Common Name(s): Angelfish, Angels, Freshwater Angels
Scientific Name(s): Pterophyllum scalare, Pterophyllum altum, Pterophyllum leopoldi
Origin: Most commonly in the Amazon River, but are found in the Orinoco River basin in South America
Size: 6 inches in body size alone on average, but can grow larger
Minimum Aquarium Size: 20G Tall for a single angel; 30G for a pair
Natural Habitat: River basins forming swamps or flooded grounds with clear or black water and heavy vegetation
Description: Flat disc shaped fish with elongated dorsal and anal fins. Body shape made it easier for them to swim around in their natural habitat. In today's aquarium trade, there are many phenotypes that have been developed to produce the wide color varieties available.
Behavior: Semi aggressive fish that make good community specimens. But, do not keep them with anything small enough to fit into their mouth. They have a voracious appetite and will out compete less aggressive fish for food.

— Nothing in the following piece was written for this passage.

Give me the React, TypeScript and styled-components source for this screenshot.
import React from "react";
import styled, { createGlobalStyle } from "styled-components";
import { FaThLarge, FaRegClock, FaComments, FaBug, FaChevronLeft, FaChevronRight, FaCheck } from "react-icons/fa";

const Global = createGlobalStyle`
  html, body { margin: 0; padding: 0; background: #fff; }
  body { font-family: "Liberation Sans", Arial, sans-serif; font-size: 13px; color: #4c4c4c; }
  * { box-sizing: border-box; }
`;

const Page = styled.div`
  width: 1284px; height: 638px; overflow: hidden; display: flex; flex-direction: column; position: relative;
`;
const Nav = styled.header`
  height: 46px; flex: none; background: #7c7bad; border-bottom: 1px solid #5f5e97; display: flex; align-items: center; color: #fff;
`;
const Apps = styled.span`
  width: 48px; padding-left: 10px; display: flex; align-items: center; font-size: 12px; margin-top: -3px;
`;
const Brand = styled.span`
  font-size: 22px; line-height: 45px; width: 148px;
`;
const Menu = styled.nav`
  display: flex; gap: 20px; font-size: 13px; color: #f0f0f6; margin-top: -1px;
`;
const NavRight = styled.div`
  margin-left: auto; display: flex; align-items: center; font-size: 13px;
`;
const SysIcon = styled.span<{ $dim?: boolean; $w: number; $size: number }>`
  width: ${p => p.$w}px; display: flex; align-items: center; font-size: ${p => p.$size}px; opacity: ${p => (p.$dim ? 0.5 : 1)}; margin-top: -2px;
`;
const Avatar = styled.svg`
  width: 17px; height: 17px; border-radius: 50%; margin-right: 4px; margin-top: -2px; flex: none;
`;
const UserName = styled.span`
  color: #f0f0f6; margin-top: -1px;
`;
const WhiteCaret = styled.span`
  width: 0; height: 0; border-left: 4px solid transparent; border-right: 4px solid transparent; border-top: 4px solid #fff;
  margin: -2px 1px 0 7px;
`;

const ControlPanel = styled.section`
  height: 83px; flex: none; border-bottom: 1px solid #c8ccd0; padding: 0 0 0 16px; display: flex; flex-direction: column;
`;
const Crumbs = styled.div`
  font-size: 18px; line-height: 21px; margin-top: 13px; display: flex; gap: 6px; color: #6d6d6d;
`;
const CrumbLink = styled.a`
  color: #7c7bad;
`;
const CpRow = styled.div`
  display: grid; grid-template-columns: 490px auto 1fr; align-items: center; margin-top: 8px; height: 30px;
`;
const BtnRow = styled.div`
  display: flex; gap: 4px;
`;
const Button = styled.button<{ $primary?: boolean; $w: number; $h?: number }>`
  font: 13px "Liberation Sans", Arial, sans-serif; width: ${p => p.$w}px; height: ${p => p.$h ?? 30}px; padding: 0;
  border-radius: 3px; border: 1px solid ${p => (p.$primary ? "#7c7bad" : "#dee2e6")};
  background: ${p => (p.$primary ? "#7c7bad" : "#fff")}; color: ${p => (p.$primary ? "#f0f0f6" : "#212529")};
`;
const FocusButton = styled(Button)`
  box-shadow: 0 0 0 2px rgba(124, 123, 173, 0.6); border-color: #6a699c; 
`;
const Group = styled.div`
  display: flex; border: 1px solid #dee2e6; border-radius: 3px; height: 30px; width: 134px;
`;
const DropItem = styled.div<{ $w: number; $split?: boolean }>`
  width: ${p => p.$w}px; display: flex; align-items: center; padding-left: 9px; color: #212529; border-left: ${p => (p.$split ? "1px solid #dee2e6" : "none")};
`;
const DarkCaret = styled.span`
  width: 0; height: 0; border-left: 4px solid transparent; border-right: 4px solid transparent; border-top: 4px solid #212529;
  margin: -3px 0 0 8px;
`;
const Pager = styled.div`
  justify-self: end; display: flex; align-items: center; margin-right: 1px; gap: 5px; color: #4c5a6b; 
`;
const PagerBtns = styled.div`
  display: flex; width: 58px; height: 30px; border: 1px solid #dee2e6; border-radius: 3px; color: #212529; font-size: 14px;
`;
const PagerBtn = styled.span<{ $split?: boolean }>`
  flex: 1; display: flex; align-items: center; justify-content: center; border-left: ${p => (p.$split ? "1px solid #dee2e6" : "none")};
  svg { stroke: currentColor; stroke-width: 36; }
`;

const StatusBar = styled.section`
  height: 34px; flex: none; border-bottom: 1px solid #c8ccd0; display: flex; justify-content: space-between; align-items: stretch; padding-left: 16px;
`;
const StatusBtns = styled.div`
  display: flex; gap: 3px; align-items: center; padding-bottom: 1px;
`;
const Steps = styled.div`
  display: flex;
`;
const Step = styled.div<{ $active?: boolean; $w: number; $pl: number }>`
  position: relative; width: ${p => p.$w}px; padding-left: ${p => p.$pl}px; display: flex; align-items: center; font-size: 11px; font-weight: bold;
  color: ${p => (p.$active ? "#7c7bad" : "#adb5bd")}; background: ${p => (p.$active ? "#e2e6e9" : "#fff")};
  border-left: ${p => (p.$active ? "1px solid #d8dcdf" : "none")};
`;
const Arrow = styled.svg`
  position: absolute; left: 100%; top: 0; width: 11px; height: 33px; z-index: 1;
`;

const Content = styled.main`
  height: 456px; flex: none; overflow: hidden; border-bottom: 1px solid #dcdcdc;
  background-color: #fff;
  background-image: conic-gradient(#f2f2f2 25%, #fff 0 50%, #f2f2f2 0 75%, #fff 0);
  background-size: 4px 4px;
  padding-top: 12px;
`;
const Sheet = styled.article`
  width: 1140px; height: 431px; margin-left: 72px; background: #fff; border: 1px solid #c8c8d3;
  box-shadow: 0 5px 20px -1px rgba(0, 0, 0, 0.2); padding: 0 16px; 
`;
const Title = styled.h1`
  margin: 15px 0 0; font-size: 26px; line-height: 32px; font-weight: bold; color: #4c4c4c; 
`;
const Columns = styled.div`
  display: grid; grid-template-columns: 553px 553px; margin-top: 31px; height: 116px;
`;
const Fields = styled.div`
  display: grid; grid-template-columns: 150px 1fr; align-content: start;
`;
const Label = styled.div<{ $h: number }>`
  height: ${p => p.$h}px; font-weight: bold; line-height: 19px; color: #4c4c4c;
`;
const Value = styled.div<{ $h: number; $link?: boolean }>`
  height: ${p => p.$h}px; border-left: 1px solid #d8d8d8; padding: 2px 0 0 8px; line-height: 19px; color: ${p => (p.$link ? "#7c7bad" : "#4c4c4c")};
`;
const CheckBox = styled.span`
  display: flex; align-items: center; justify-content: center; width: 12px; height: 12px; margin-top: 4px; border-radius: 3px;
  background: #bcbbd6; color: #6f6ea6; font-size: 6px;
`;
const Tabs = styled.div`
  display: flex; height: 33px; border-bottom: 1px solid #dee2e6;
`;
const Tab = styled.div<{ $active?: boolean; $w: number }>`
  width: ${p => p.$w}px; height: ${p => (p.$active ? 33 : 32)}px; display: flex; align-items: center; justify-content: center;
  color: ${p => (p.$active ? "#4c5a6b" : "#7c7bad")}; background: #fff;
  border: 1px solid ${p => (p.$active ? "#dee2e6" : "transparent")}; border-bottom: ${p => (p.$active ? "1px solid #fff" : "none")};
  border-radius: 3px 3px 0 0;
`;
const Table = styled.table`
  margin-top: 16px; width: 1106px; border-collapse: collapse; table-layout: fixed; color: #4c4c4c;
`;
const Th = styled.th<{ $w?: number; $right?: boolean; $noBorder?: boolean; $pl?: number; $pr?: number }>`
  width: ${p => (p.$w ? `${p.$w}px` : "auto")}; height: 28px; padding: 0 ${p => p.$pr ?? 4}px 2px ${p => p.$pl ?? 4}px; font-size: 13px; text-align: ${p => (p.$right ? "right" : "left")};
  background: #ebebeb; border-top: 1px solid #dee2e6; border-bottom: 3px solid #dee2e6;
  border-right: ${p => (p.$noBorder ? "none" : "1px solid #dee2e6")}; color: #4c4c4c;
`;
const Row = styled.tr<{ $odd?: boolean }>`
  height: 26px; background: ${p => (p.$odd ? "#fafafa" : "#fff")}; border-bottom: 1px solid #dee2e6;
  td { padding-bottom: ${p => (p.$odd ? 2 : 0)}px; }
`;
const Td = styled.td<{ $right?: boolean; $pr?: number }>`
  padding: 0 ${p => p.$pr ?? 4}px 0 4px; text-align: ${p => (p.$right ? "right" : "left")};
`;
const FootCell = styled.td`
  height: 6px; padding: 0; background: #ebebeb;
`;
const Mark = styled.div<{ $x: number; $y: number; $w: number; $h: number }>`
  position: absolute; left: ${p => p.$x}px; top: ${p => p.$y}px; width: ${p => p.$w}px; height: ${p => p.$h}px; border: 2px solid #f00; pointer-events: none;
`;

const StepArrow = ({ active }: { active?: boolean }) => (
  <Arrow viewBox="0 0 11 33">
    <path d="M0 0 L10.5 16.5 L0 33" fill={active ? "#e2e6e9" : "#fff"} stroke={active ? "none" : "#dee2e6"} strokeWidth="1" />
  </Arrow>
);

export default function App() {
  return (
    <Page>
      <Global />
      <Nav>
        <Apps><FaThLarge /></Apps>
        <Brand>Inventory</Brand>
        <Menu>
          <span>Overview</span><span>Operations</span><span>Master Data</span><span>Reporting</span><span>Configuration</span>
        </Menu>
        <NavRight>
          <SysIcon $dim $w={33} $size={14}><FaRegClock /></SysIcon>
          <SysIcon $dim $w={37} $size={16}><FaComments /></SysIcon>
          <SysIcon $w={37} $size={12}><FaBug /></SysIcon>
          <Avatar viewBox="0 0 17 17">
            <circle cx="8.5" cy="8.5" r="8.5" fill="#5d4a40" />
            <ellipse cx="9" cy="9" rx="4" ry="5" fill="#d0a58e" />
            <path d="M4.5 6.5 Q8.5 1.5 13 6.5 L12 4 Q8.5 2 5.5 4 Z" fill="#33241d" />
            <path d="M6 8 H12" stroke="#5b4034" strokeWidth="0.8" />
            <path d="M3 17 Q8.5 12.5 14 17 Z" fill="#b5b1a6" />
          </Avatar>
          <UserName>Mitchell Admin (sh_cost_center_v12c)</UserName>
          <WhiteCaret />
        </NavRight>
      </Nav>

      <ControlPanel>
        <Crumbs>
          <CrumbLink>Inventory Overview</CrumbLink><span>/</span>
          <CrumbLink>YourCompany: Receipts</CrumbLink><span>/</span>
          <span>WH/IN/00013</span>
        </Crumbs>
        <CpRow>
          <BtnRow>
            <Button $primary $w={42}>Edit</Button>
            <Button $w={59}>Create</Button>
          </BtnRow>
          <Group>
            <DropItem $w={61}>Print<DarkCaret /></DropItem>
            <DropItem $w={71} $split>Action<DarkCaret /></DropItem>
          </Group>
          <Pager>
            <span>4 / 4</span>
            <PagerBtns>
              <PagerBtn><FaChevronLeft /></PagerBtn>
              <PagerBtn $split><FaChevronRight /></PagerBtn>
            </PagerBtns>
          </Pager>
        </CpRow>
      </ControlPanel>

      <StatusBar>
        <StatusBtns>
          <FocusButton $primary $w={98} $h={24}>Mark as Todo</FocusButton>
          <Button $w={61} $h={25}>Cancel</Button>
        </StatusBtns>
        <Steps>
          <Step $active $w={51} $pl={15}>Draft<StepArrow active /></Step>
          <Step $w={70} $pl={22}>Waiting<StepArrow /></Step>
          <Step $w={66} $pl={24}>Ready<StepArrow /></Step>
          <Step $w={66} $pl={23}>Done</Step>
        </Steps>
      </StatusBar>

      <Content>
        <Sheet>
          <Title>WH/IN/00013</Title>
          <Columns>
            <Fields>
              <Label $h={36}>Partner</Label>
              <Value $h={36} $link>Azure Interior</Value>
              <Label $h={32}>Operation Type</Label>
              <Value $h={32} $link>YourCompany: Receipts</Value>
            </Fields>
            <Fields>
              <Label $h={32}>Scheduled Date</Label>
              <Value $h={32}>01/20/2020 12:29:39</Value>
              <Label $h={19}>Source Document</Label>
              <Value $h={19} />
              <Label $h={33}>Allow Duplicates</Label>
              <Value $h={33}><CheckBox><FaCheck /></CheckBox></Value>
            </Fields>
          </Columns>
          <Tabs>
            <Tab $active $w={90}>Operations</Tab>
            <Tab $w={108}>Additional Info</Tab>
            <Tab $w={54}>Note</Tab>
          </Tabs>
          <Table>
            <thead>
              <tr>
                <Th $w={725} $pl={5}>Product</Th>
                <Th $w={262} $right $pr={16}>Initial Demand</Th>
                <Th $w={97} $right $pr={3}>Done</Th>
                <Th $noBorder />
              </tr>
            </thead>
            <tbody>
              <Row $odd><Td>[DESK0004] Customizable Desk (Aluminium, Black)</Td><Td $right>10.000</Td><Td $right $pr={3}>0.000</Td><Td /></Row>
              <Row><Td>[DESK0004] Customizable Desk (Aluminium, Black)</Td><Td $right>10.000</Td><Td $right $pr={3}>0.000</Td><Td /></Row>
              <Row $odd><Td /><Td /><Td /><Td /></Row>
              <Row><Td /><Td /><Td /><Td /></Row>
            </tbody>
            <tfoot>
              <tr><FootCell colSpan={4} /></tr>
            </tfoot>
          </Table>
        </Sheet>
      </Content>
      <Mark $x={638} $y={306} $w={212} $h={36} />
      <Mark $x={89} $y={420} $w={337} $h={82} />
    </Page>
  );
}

Tankmates: Many so long as they are large enough to not fit into an angel's mouth. Larger Tetras, Corys, Rams, Red Cherry or Gold Barbs, etc. Also, avoid known fin nippers. Do not keep with Danios, Tiger Barbs.
General Care: Angels have a reputation to be difficult to care for. But they really are easy! Angels are very sensitive to nitrogen waste (ammonia, nitrite and nitrate). They do best when kept in a tank with 20PPM nitrate or less and no measurable ammonia or nitrite. Temps 77-82F (25-30C); pH 8.0 or lower; prefer soft water but can be acclimated to moderately hard water. Angels really shine in a planted tank too.
Feeding: They eat just about anything! Flakes, pellets, algae wafers, shrimp pellets, live foods such as tiny fish, shrimp, even fresh fruits and vegetables.
Diseases: Angels are susceptible to many diseases. But keep them in the right environment with a variety of foods, including fresh garlic, and they will thrive disease free.
Breeding: With a mated pair, breeding is actually easy. Some parents will care for their eggs and raise the young while others never quite get the hang of it.
Sexing: Very difficult, but there are certain traits that are helpful in determining sex. The only way to be 100% confident is to watch them breed. The female's papilla will be very thick and blunt while the male's is thin and pointed.
Inducing spawning: First, the mated pair should be conditioned with high quality foods, extra water changes to minimize the waste level of the tank (<10PPM nitrate) and the temperature raised to 80-83F (26-28C). Then, when ready to attempt to induce spawning, do a large water change (>75%) and fill with water that is a couple of degrees cooler.
Care of eggs: When parent raising, small daily water changes. The parents will become aggressive while cleaning the tank, so be prepared! Or artificially raising them yourself. Eggs can be hatched in a 1G jar with an airstone to have constant water circulation around the eggs. Once hatched, the jar will need morning and night water changes.
Egg development: When kept around 80F (26C), the eggs will hatch in 48 hours. They will remain attached to the surface as wrigglers for an additional 5 days before becoming free swimming. If the temperature is under 80F (26C) development will be slower and the egg sack can be used up before they are mature enough to start eating.
Feeding fry: Freshly hatched Napuli (Baby Brine Shrimp) is the best. But can also use Green Water or a powdered food. Survival rates are the greatest with napuli and are the lowest with powdered foods on the market.
Growing out fry: Water changes at least twice a week, if not more often is critical for development. Also, they need enough room to grow. The following is a good guideline:
- Up to 1 week free swimming - 1G, but better in a 2.5-5G tank
- Pea sized - 1/2 gallon for 2-3 fish
- M&M sized - 1/2 gallon for 1-2 fish
- Dime sized - 1 gallon for each fish
- Nickel sized - 5 gallon for each fish
- Quarter sized - 10 gallon for each fish
- Half Dollar sized and larger - 15 gallon for each
- Adults - 20 gallon for the first, 10 gallon for each additional fish
It is possible to crowd youngsters; however, they would require daily water changes or will become stunted.Posting comments is disabled.